Sin giros argumentales ni medias tintas ni conversación fría; soy fan de Thomas Voeckler. Artificial. Teatrero. Odiado. Payaso. Fiel. Generoso. Magnífico. Competitivo. Un personaje. Un ejemplo en lo deportivo, y un tipo extraño en lo personal. Sus cosas buenas y malas se cuentan por muchas pero, como en todo, al final uno tiene que elegir. Y yo elijo ser de la particular hinchada que apoya y -casi- venera a Titi, el líder indiscutible de Europcar y el mejor ciclista francés -junto con Chavanel- durante la última década.

Dice el mismo Voeckler que 9 de cada 10 ciclistas del pelotón le odian. Y nos lo podemos creer. Comenta que alguna vez le han llegado a tirar un bidón mientras atacaba. Él es como es. Su manera de correr, como sobre las tablas de un teatro continuamente, es su seña de identidad. Innata, diría. Siempre ha sido así. O por lo menos desde que saliera a la luz su carácter, el que hoy le aúpa o le lastra, durante el Tour de Francia de 2004. Entonces, corriendo para el Brioges La Boulangère de los Beloki –y un también joven Chavanel-, entre la cuarta etapa [en Chartres, con escapada consentida de más de 12 minutos de ventaja] y la decimoquinta [victoria de Lance Armstrong en Villard-de-Lans], fue líder de un Tour que, para bien, le dio a conocer al gran público (antes ya había destacado como vencedor en el nacional francés en la misma temporada, o en la anterior en el Tour de Luxemburgo y el Tour de l´Avenir).

Y desde entonces, a crecer en popularidad y concluir con un 2011 espectacular, con comodidad entrando entre los 10 mejores corredores del año. No lo digo yo, lo dicen sus ocho victorias, sus días de amarillo en el Tour y su cuarto puesto final. Entre un amarillo y otro, la figura de Voeckler como personaje del ciclismo ha ido tomando forma. Gestos. Caras. Gritos. Pero también la que al final le termina catalogando como el gran ciclista que es; 40 victorias como profesional, contando entre ellas con varias generales de carreras por etapas, victorias en París-Niza, en el Tour, en País Vasco y dos nacionales en los años 2004 y 2010.

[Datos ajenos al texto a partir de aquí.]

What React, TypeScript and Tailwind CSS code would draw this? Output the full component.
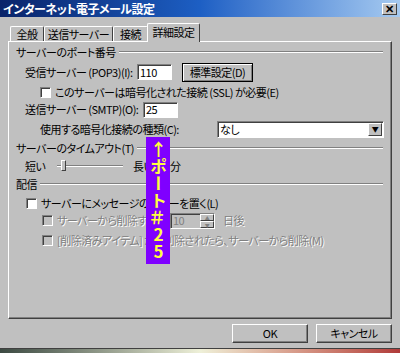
import React from 'react';

const jp = "font-['Noto_Sans_CJK_JP',sans-serif] [font-feature-settings:'palt']";

const Check = ({ disabled }: { disabled?: boolean }) => (
  <span
    className={`inline-block h-[11px] w-[11px] flex-none border border-[#808080] border-b-white border-r-white shadow-[inset_1px_1px_#404040] ${
      disabled ? 'bg-[#c0c0c0]' : 'bg-white'
    }`}
  />
);

const GroupHeader = ({ label }: { label: string }) => (
  <div className="flex h-[14px] items-center gap-[3px] pr-[8px]">
    <span className="leading-none">{label}</span>
    <div className="h-[2px] flex-1 border-t border-b border-t-[#808080] border-b-white" />
  </div>
);

const App: React.FC = () => {
  return (
    <div className={`relative flex h-[353px] w-[400px] flex-col overflow-hidden whitespace-nowrap bg-[#c0c0c0] text-[11px] tracking-[-0.5px] text-black ${jp}`}>
      {/* Title bar */}
      <div className="flex h-[17px] flex-none items-center justify-between bg-linear-to-r from-[#0a246a] via-[#1d5fc4] to-[#a6caf0] pl-[3px] pr-[3px]">
        <span className="text-[12px] font-bold leading-none text-white">インターネット電子メール設定</span>
        <span className="flex h-[12px] w-[15px] items-center justify-center border border-white border-b-[#404040] border-r-[#404040] bg-[#c0c0c0] text-[11px] font-bold leading-none">
          ✕
        </span>
      </div>

      {/* Tabs */}
      <div className="relative z-10 mt-[6px] flex h-[18px] flex-none items-end pl-[10px]">
        <div className="flex h-[15px] w-[34px] items-center justify-center rounded-t-[2px] border border-b-0 border-white border-r-[#404040]">全般</div>
        <div className="flex h-[15px] w-[69px] items-center justify-center rounded-t-[2px] border border-b-0 border-white border-r-[#404040]">送信サーバー</div>
        <div className="flex h-[15px] w-[35px] items-center justify-center rounded-t-[2px] border border-b-0 border-white border-r-[#404040]">接続</div>
        <div className="-mb-[1px] -ml-[1px] flex h-[19px] w-[53px] items-center justify-center rounded-t-[2px] border border-b-0 border-white border-r-[#404040] bg-[#c0c0c0] pb-[2px]">詳細設定</div>
      </div>

      {/* Tab panel */}
      <div className="mx-[8px] flex h-[278px] flex-none flex-col border border-white border-b-[#404040] border-r-[#404040] pl-[7px] pt-[3px] shadow-[inset_-1px_-1px_#808080]">
        <GroupHeader label="サーバーのポート番号" />

        <div className="mt-[3px] flex h-[20px] items-center pl-[9px]">
          <span className="w-[112px] flex-none">受信サーバー (POP3)(I):</span>
          <span className="flex h-[16px] w-[35px] flex-none items-center border border-[#808080] border-b-white border-r-white bg-white pl-[2px] shadow-[inset_1px_1px_#404040]">110</span>
          <span className="ml-[10px] flex h-[19px] w-[71px] flex-none items-center justify-center border border-black bg-[#c0c0c0] shadow-[inset_1px_1px_#ffffff,inset_-1px_-1px_#808080]">標準設定(D)</span>
        </div>

        <div className="mt-[1px] flex h-[18px] items-center gap-[4px] pl-[24px]">
          <Check />
          <span>このサーバーは暗号化された接続 (SSL) が必要(E)</span>
        </div>

        <div className="flex h-[17px] items-center pl-[9px]">
          <span className="w-[118px] flex-none">送信サーバー (SMTP)(O):</span>
          <span className="flex h-[16px] w-[35px] flex-none items-center border border-[#808080] border-b-white border-r-white bg-white pl-[2px] shadow-[inset_1px_1px_#404040]">25</span>
        </div>

        <div className="mt-[2px] flex h-[18px] items-center pl-[24px]">
          <span className="w-[177px] flex-none">使用する暗号化接続の種類(C):</span>
          <div className="flex h-[17px] w-[167px] flex-none items-center justify-between border border-[#808080] border-b-white border-r-white bg-white pl-[2px] pr-[1px] shadow-[inset_1px_1px_#404040]">
            <span>なし</span>
            <span className="flex h-[13px] w-[14px] items-center justify-center border border-white border-b-[#404040] border-r-[#404040] bg-[#c0c0c0] text-[7px] leading-none">▼</span>
          </div>
        </div>

        <div className="mt-[3px]">
          <GroupHeader label="サーバーのタイムアウト(T)" />
        </div>

        <div className="mt-[2px] flex h-[18px] items-center pl-[9px]">
          <span className="w-[32px] flex-none">短い</span>
          <div className="relative flex h-[12px] w-[66px] flex-none items-center">
            <div className="h-[2px] w-full border-t border-b border-t-[#808080] border-b-white bg-[#404040]" />
            <span className="absolute left-[4px] top-0 h-[11px] w-[5px] border border-white border-b-[#404040] border-r-[#404040] bg-[#c0c0c0]" />
          </div>
          <span className="ml-[10px] w-[37px] flex-none">長い</span>
          <span>分</span>
        </div>

        <div className="mt-[2px]">
          <GroupHeader label="配信" />
        </div>

        <div className="mt-[3px] flex h-[18px] items-center gap-[4px] pl-[10px]">
          <Check />
          <span>サーバーにメッセージのコピーを置く(L)</span>
        </div>

        <div className="flex h-[17px] items-center pl-[26px] text-[#808080]">
          <Check disabled />
          <span className="ml-[4px] w-[113px] flex-none [text-shadow:1px_1px_#ffffff]">サーバーから削除する</span>
          <div className="flex h-[16px] w-[45px] flex-none items-center justify-between border border-[#808080] border-b-white border-r-white bg-[#c0c0c0] pl-[2px] shadow-[inset_1px_1px_#404040]">
            <span>10</span>
            <div className="flex h-[14px] w-[14px] flex-col">
              <span className="flex h-[7px] items-center justify-center border border-white border-b-[#404040] border-r-[#404040] text-[5px] leading-none">▲</span>
              <span className="flex h-[7px] items-center justify-center border border-white border-b-[#404040] border-r-[#404040] text-[5px] leading-none">▼</span>
            </div>
          </div>
          <span className="ml-[8px] [text-shadow:1px_1px_#ffffff]">日後</span>
        </div>

        <div className="mt-[2px] flex h-[18px] items-center gap-[4px] pl-[26px] text-[#808080]">
          <Check disabled />
          <span className="[text-shadow:1px_1px_#ffffff]">[削除済みアイテム] から削除されたら、サーバーから削除(M)</span>
        </div>
      </div>

      {/* Buttons */}
      <div className="mt-[5px] flex flex-none justify-end gap-[8px] pr-[8px]">
        <span className="flex h-[19px] w-[76px] items-center justify-center border border-white border-b-[#404040] border-r-[#404040] shadow-[inset_-1px_-1px_#808080]">OK</span>
        <span className="flex h-[19px] w-[76px] items-center justify-center border border-white border-b-[#404040] border-r-[#404040] shadow-[inset_-1px_-1px_#808080]">キャンセル</span>
      </div>

      {/* Desktop behind the window */}
      <div className="mt-auto h-[5px] flex-none border-t border-t-[#404040] bg-linear-to-r from-[#3c4a42] via-[#eef0d8] to-[#b03a3a]" />

      {/* Overlay label */}
      <div className="absolute left-[146px] top-[137px] flex h-[127px] w-[24px] items-center justify-center overflow-hidden bg-[#7f00ff]">
        <span className="text-[17px] font-bold leading-[24px] tracking-normal text-[#ffff40] [text-orientation:upright] [writing-mode:vertical-rl]">↑ポート＃25</span>
      </div>
    </div>
  );
};

export default App;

Sin embargo, como comentamos que él mismo apunta, no cuenta con el cariño del pelotón. Exagerado, exasperante e inquieto, Voeckler siempre ha buscado dar la nota. Se siente cómodo dando su particular espectáculo sobre dos ruedas, como si del payaso de un circo se tratase. Como cuando se rió en la cara del grupo en Quebec, coronó a plato Balès durante el Tour de 2010 o, durante el último Tour y de amarillo, repitiera ascensiones de kilómetros con el plato grande metido. Eso, además del incidente camino de Saint-Flour, en la etapa que le diera el maillot jeune, con el coche de la televisión francesa, Flecha y Hoogerland. Suceso donde nada tuvo que ver. Su único pecado fue el de no parar. Como también el de Luisle y Casar. Pero Voeckler, el ‘go-to-guy’ de Europcar, se jugaba el liderato de una carrera que terminó en 4ª posición. El tiempo todo lo cura, pero a veces no pone los hechos puntuales en su perspectiva adecuada.

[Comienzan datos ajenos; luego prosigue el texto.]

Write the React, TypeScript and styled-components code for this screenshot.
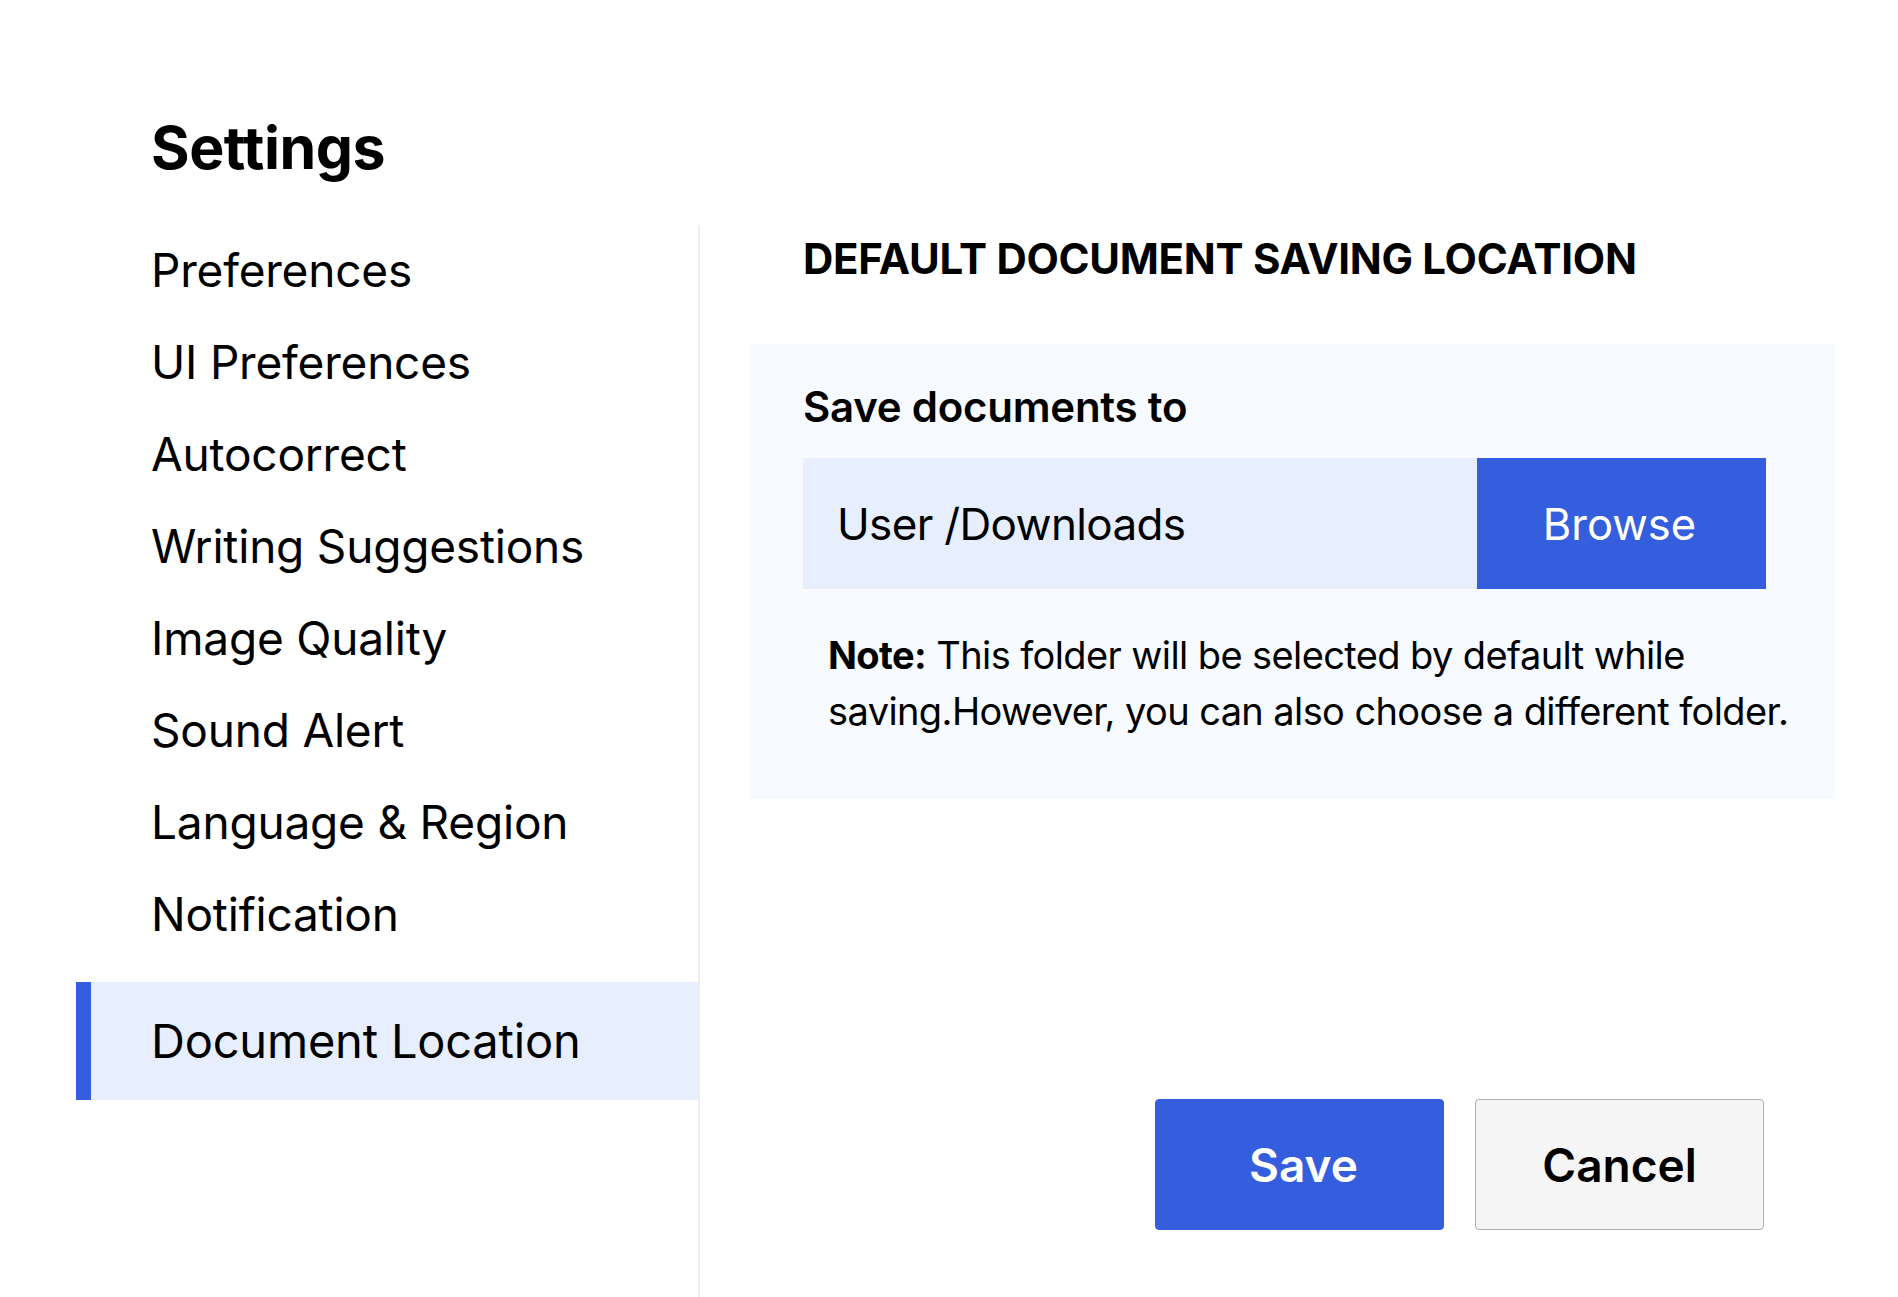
import React from "react";
import styled, { createGlobalStyle } from "styled-components";

const GlobalStyle = createGlobalStyle`
  html, body {
    margin: 0;
    padding: 0;
    background: #fff;
  }
  body {
    font-family: Inter, "Liberation Sans", sans-serif;
    color: #000;
  }
`;

const Page = styled.div`
  width: 1898px;
  height: 1297px;
  overflow: hidden;
  display: flex;
  flex-direction: column;
  box-sizing: border-box;
  padding: 114px 0 0 76px;
`;

const Title = styled.h1`
  margin: 0 0 0 75px;
  font-size: 59px;
  line-height: 68px;
  font-weight: 700;
  letter-spacing: -0.5px;
`;

const Columns = styled.div`
  display: flex;
  flex: 1;
  margin-top: 43px;
`;

const Sidebar = styled.nav`
  width: 622px;
  flex: none;
  border-right: 2px solid #eeeeee;
`;

const NavItem = styled.div<{ $active?: boolean }>`
  display: flex;
  align-items: center;
  box-sizing: border-box;
  height: ${(p) => (p.$active ? "118px" : "92px")};
  margin-top: ${(p) => (p.$active ? "21px" : "0")};
  padding-left: ${(p) => (p.$active ? "60px" : "75px")};
  padding-bottom: 2px;
  border-left: ${(p) => (p.$active ? "15px solid #355ede" : "none")};
  background: ${(p) => (p.$active ? "#e7eefe" : "transparent")};
  font-size: ${(p) => (p.$active ? "47px" : "46px")};
  letter-spacing: -0.2px;
`;

const Content = styled.main`
  flex: 1;
  display: flex;
  flex-direction: column;
  padding-left: 50px;
`;

const Heading = styled.h2`
  margin: 0 0 0 53px;
  font-size: 42px;
  line-height: 68px;
  font-weight: 700;
  letter-spacing: -0.3px;
`;

const Panel = styled.section`
  width: 1085px;
  height: 455px;
  box-sizing: border-box;
  margin-top: 51px;
  padding: 35px 0 0 53px;
  background: #f7faff;
`;

const Label = styled.div`
  font-size: 42px;
  line-height: 56px;
  font-weight: 600;
  letter-spacing: -0.25px;
`;

const PathRow = styled.div`
  display: flex;
  width: 963px;
  height: 131px;
  margin-top: 23px;
`;

const PathField = styled.div`
  flex: 1;
  display: flex;
  align-items: center;
  padding-left: 34px;
  background: #e7eefe;
  font-size: 44px;
  letter-spacing: -0.65px;
`;

const Browse = styled.button`
  width: 289px;
  border: none;
  padding: 0 4px 0 0;
  background: #355ede;
  color: #fff;
  font: inherit;
  font-size: 43.5px;
`;

const Note = styled.p`
  margin: 39px 0 0 25px;
  font-size: 38px;
  line-height: 55.5px;
  letter-spacing: -0.6px;
  white-space: nowrap;
`;

const Actions = styled.div`
  display: flex;
  gap: 31px;
  margin: 300px 0 0 405px;
`;

const ActionButton = styled.button<{ $primary?: boolean }>`
  width: 289px;
  height: 131px;
  padding: ${(p) => (p.$primary ? "0 0 0 8px" : "0")};
  border-radius: 4px;
  border: 1px solid ${(p) => (p.$primary ? "#355ede" : "#b0b0b0")};
  background: ${(p) => (p.$primary ? "#355ede" : "#f5f5f5")};
  color: ${(p) => (p.$primary ? "#fff" : "#000")};
  font-family: inherit;
  font-size: 46px;
  font-weight: 600;
`;

const items = [
  "Preferences",
  "UI Preferences",
  "Autocorrect",
  "Writing Suggestions",
  "Image Quality",
  "Sound Alert",
  "Language & Region",
  "Notification",
];

export default function App() {
  return (
    <Page>
      <GlobalStyle />
      <Title>Settings</Title>
      <Columns>
        <Sidebar>
          {items.map((item) => (
            <NavItem key={item}>{item}</NavItem>
          ))}
          <NavItem $active>Document Location</NavItem>
        </Sidebar>
        <Content>
          <Heading>DEFAULT DOCUMENT SAVING LOCATION</Heading>
          <Panel>
            <Label>Save documents to</Label>
            <PathRow>
              <PathField>User /Downloads</PathField>
              <Browse>Browse</Browse>
            </PathRow>
            <Note>
              <b>Note:</b> This folder will be selected by default while
              <br />
              saving.However, you can also choose a different folder.
            </Note>
          </Panel>
          <Actions>
            <ActionButton $primary>Save</ActionButton>
            <ActionButton>Cancel</ActionButton>
          </Actions>
        </Content>
      </Columns>
    </Page>
  );
}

Titi es un personaje. Es artificial cuando celebra. Es teatrero cuando ataca. Eso le convierte en una persona odiada. Payaso, le llaman. Pero Titi es también una persona fundamental para un equipo, a una estructura a la cual le ha sido fiel hasta el último momento. Es generoso con el aficionado y competitivo en cualquier carrera y lugar. Es un ciclista que siempre rinde, siempre se deja ver y que, cuando tiene algo que decir en carrera, y fuerzas para hacerlo, lo hace. Por eso, al fin y al cabo, soy pro-Voeckler.